AirPair provides Barrie with the foundation for a wireless mesh network, which allow access points to route traffic to one another instead of through a cablebut Bacik said the decision to move in that direction has not yet been made.

“I don’t favour mesh myself, but it is an option later on,” he said. “There are too many points to maintain, operating costs are too high, and there are too many points of failure. I like the cellular concept, where there’s maybe four towers that have the power.”

Solheim said wireless mesh strategies depend in part on the traffic volumes being run over the network.

“To scale the network, you’d have to have a multi-point access solution and then backhaul it back to the centralized hop for the Internet. It really depends on where people are in the evolution of their thinking,” he said.

City staff are acting as project managers for the AirPair deployment, with a company called CaTech Systems Ltd. as its channel partner.

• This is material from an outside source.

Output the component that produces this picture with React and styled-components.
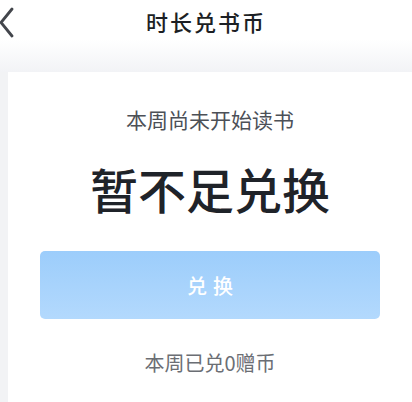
import React from 'react';
import styled, { createGlobalStyle } from 'styled-components';

const GlobalStyle = createGlobalStyle`
    html, body {
        margin: 0;
        padding: 0;
        background: #f2f3f5;
        font-family: "Noto Sans CJK SC", "Noto Sans", sans-serif;
    }
`;

const Page = styled.div`
    width: 412px;
    height: 402px;
    overflow: hidden;
    background: #f2f3f5;
`;

const Header = styled.div`
    height: 72px;
    display: grid;
    grid-template-columns: 1fr auto 1fr;
    align-items: start;
    background: linear-gradient(180deg, #ffffff 0%, #ffffff 55%, #f2f3f6 100%);
`;

const Back = styled.div`
    padding-top: 7px;
    display: flex;
`;

const Title = styled.h1`
    margin: 0;
    padding-top: 5px;
    font-size: 22px;
    line-height: 32px;
    font-weight: 500;
    letter-spacing: 2px;
    color: #1c1f24;
`;

const Card = styled.div`
    margin-left: 8px;
    height: 330px;
    background: #ffffff;
    display: flex;
    flex-direction: column;
    align-items: center;
    padding-top: 32px;
    box-sizing: border-box;
`;

const Hint = styled.p`
    margin: 0;
    font-size: 21px;
    line-height: 30px;
    color: #4c5057;
`;

const Status = styled.h2`
    margin: 24px 0 0;
    font-size: 48px;
    line-height: 60px;
    font-weight: 500;
    color: #1f2329;
`;

const ExchangeButton = styled.button`
    margin-top: 33px;
    width: 340px;
    height: 68px;
    border: none;
    border-radius: 5px;
    background: linear-gradient(180deg, #9ccdfb 0%, #b3d9fd 100%);
    color: #ffffff;
    font-family: inherit;
    font-size: 20px;
    letter-spacing: 6px;
    text-indent: 6px;
    font-weight: 500;
`;

const Summary = styled.p`
    margin: 30px 0 0;
    font-size: 20px;
    line-height: 28px;
    color: #6b6e74;
`;

const App = () => {
    return (
        <Page>
            <GlobalStyle />
            <Header>
                <Back>
                    <svg width="14" height="32" viewBox="0 0 14 32">
                        <polyline points="12,2 1,15.5 12,29" fill="none" stroke="#43464c" strokeWidth="2.8" strokeLinecap="round" strokeLinejoin="round" />
                    </svg>
                </Back>
                <Title>时长兑书币</Title>
                <div />
            </Header>
            <Card>
                <Hint>本周尚未开始读书</Hint>
                <Status>暂不足兑换</Status>
                <ExchangeButton>兑换</ExchangeButton>
                <Summary>本周已兑0赠币</Summary>
            </Card>
        </Page>
    );
};

export default App;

Bacik said municipalities that follow Barrie’s path should think carefully about the rent-vs.-own debate.

“It doesn’t cost much to put these things in. It’s the operating costs. It’s the long-term operational needs you have to really look at,” Bacik said. “You’ve got to be really frank with yourself as to what the operating costs are, and you have to dedicate staff to it.”

Other DragonWave installations include the North Bay region and the Niagara Falls Bridge Commission.